Platforms such as Frogmi allow us to send implementation tasks with all the relevant information to be executed in-store, guiding them to ensure the reception of the information and proper execution.

Considering the rise of hybrid consumers, stores must keep up with the pace of promotional activities in the digital world. Hence the growing relevance of communication to and from stores.

Technologies such as Frogmi allow HQ to receive real-time results, with valuable information such as photographic evidence. In addition, since Frogmi is a web-mobile platform, it is possible to access this information from wherever you are, thus eliminating the need for physical store visits by the areas in charge to corroborate the execution.

​​ An example of productivity with an omnichannel focus.
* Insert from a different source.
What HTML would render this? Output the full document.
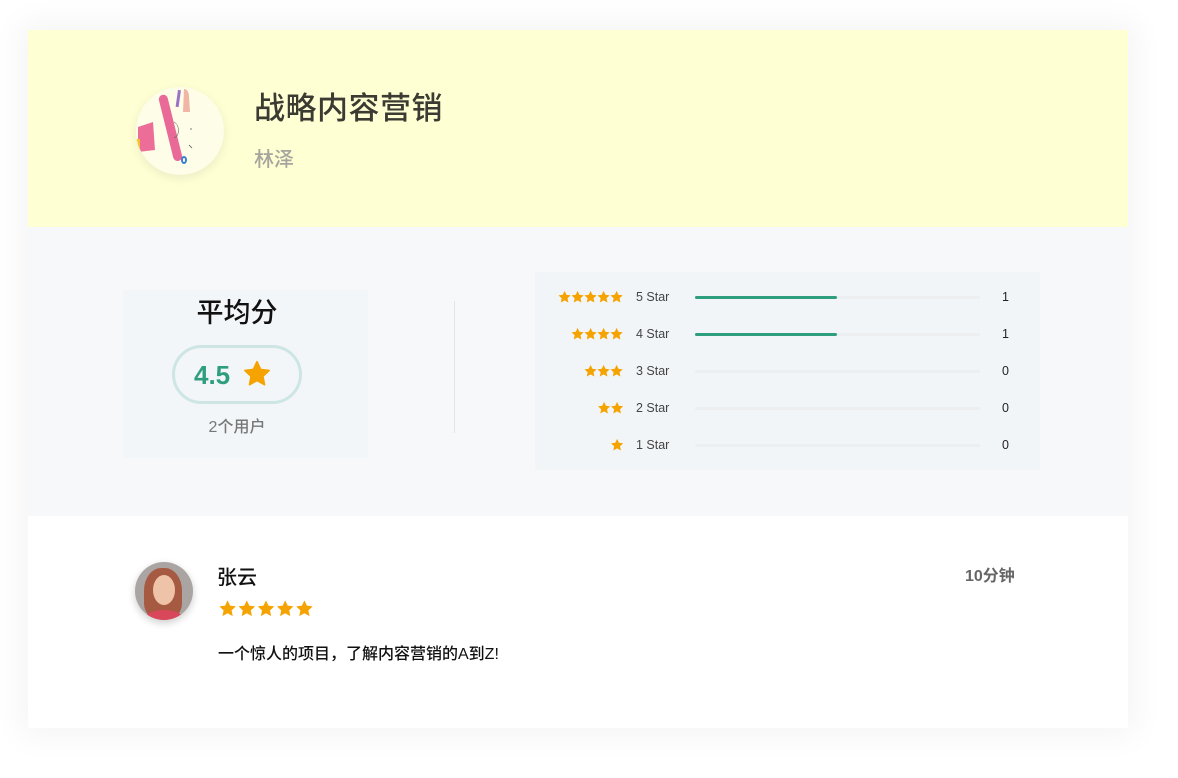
<!DOCTYPE html>
<html><head><meta charset="utf-8"><style>
*{margin:0;padding:0;box-sizing:border-box}
body{width:1178px;height:778px;background:#fff;position:relative;overflow:hidden;font-family:"Liberation Sans","Noto Sans CJK SC",sans-serif}
.a{position:absolute}
.card{left:28px;top:30px;width:1100px;height:698px;background:#fff;box-shadow:0 0 30px 8px rgba(0,0,0,0.045)}
.hdr{left:28px;top:30px;width:1100px;height:197px;background:#ffffd4}
.mid{left:28px;top:227px;width:1100px;height:289px;background:#f6f8fa}
.st{fill:#f5a300}
.row{height:37px;left:535px;width:505px}
.row .s{position:absolute;top:10px;height:13px}
.row .lb{position:absolute;left:101px;top:10px;font-size:12.5px;color:#444;line-height:14px}
.row .bar{position:absolute;left:160px;top:16px;width:285px;height:3px;background:#eceef0;border-radius:2px}
.row .fill{position:absolute;left:160px;top:16px;width:142px;height:3px;background:#2f9e7f;border-radius:2px}
.row .n{position:absolute;left:467px;top:10px;font-size:12.5px;color:#222;line-height:14px}
</style></head><body>
<svg width="0" height="0" style="position:absolute"><defs><path id="star" d="M12 1.5l3.1 6.6 7.2.9-5.3 5 1.4 7.1L12 17.6 5.6 21.1 7 14 1.7 9l7.2-.9z"/></defs></svg>
<div class="a card"></div>
<div class="a hdr"></div>
<div class="a mid"></div>

<div class="a" style="left:136px;top:87px;width:88px;height:88px;border-radius:50%;background:#fdfde8;box-shadow:0 3px 10px rgba(0,0,0,0.08);overflow:hidden">
<svg width="88" height="88" viewBox="0 0 88 88">
<rect x="30" y="7" width="9" height="68" rx="4.5" fill="#e96a97" transform="rotate(-14 34 41)"/>
<path d="M2 40l15-5 2 28-17 2z" fill="#ec6e98"/>
<rect x="0" y="52" width="4" height="12" fill="#f3c22a"/>
<rect x="41" y="3" width="3" height="17" fill="#9a74c4" transform="rotate(8 42 10)"/>
<path d="M48 2c3 0 5 3 5 8l1 15h-7z" fill="#f0b5a5"/>
<ellipse cx="48" cy="73" rx="3" ry="4" fill="#3b7fd1"/>
<ellipse cx="48" cy="73" rx="1" ry="2" fill="#fff"/>
<path d="M38 35c6 3 6 14 0 16" stroke="#666" stroke-width=".6" fill="none"/>
<path d="M54 42l2 0M53 58l3 3" stroke="#555" stroke-width=".8"/>
</svg></div>
<div class="a" style="left:254px;top:88px;font-size:31px;font-weight:500;color:#3b3b33;line-height:42px;letter-spacing:0.5px">战略内容营销</div>
<div class="a" style="left:254px;top:145px;font-size:20px;font-weight:500;color:#a5a59e;line-height:30px">林泽</div>

<div class="a" style="left:123px;top:290px;width:245px;height:168px;background:#f3f6f9"></div>
<div class="a" style="left:123px;top:294px;width:228px;text-align:center;font-size:27px;font-weight:500;color:#111;line-height:38px">平均分</div>
<div class="a" style="left:172px;top:345px;width:130px;height:59px;border:3px solid #cde6e5;border-radius:30px"></div>
<div class="a" style="left:194px;top:359px;font-size:26px;font-weight:bold;color:#2f9e7f;line-height:32px">4.5</div>
<svg class="a" style="left:243px;top:360px" width="28" height="28" viewBox="0 0 24 24"><use href="#star" class="st" stroke="#f5a300" stroke-width="1.5" stroke-linejoin="round"/></svg>
<div class="a" style="left:123px;top:416px;width:228px;text-align:center;font-size:16px;font-weight:500;color:#777;line-height:24px">2个用户</div>
<div class="a" style="left:454px;top:301px;width:1px;height:132px;background:#e2e4e6"></div>

<div class="a" style="left:535px;top:272px;width:505px;height:198px;background:#f2f5f8"></div>

<div class="a row" style="top:280px"><svg class="s" style="left:22px" width="66" height="13" viewBox="0 0 110 22"><use href="#star" class="st"/><use href="#star" class="st" transform="translate(22)"/><use href="#star" class="st" transform="translate(44)"/><use href="#star" class="st" transform="translate(66)"/><use href="#star" class="st" transform="translate(88)"/></svg><div class="lb">5 Star</div><div class="bar"></div><div class="fill"></div><div class="n">1</div></div>
<div class="a row" style="top:317px"><svg class="s" style="left:35px" width="53" height="13" viewBox="0 0 88 22"><use href="#star" class="st"/><use href="#star" class="st" transform="translate(22)"/><use href="#star" class="st" transform="translate(44)"/><use href="#star" class="st" transform="translate(66)"/></svg><div class="lb">4 Star</div><div class="bar"></div><div class="fill"></div><div class="n">1</div></div>
<div class="a row" style="top:354px"><svg class="s" style="left:48px" width="40" height="13" viewBox="0 0 66 22"><use href="#star" class="st"/><use href="#star" class="st" transform="translate(22)"/><use href="#star" class="st" transform="translate(44)"/></svg><div class="lb">3 Star</div><div class="bar"></div><div class="n">0</div></div>
<div class="a row" style="top:391px"><svg class="s" style="left:62px" width="26" height="13" viewBox="0 0 44 22"><use href="#star" class="st"/><use href="#star" class="st" transform="translate(22)"/></svg><div class="lb">2 Star</div><div class="bar"></div><div class="n">0</div></div>
<div class="a row" style="top:428px"><svg class="s" style="left:75px" width="13" height="13" viewBox="0 0 22 22"><use href="#star" class="st"/></svg><div class="lb">1 Star</div><div class="bar"></div><div class="n">0</div></div>

<div class="a" style="left:135px;top:562px;width:58px;height:58px;border-radius:50%;background:#aaa5a3;box-shadow:0 3px 8px rgba(0,0,0,0.2);overflow:hidden">
<div style="position:absolute;left:9px;top:6px;width:38px;height:50px;border-radius:45% 45% 30% 30%;background:#a65a42"></div>
<div style="position:absolute;left:18px;top:13px;width:22px;height:30px;border-radius:50%;background:#eec3a8"></div>
<div style="position:absolute;left:10px;top:48px;width:38px;height:16px;border-radius:50% 50% 0 0;background:#d9485a"></div></div>
<div class="a" style="left:217px;top:564px;font-size:20px;font-weight:500;color:#111;line-height:28px">张云</div>
<svg class="a" style="left:218px;top:599px" width="96" height="18" viewBox="0 0 120 22"><use href="#star" class="st"/><use href="#star" class="st" transform="translate(24)"/><use href="#star" class="st" transform="translate(48)"/><use href="#star" class="st" transform="translate(72)"/><use href="#star" class="st" transform="translate(96)"/></svg>
<div class="a" style="left:965px;top:566px;font-size:16px;font-weight:bold;color:#666;line-height:22px">10分钟</div>
<div class="a" style="left:218px;top:643px;font-size:16px;font-weight:500;color:#111;line-height:24px">一个惊人的项目，了解内容营销的A到Z!</div>
</body></html>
Based on the above, we know that increased competition and omnichannel demand greater flexibility and agility in promotions and activations, along with the need for fast and effective communication.

One retailer that today is betting on introducing Frogmi technology to its processes and workflows is La Polar. Its Operations Manager, José Ramón Sánchez, states that “The teams feel more satisfied, the level of service has improved, the products codes match, the process iteration is reduced by half, life is simplified, and everything is faster.” 

The contribution of technology to support retail strategy is driving and achieving faster and more effective communication, impacting team productivity. It enables staff to carry out all planned activities quickly and effectively while at the same time generates real momentum for the store’s omnichannel strategy.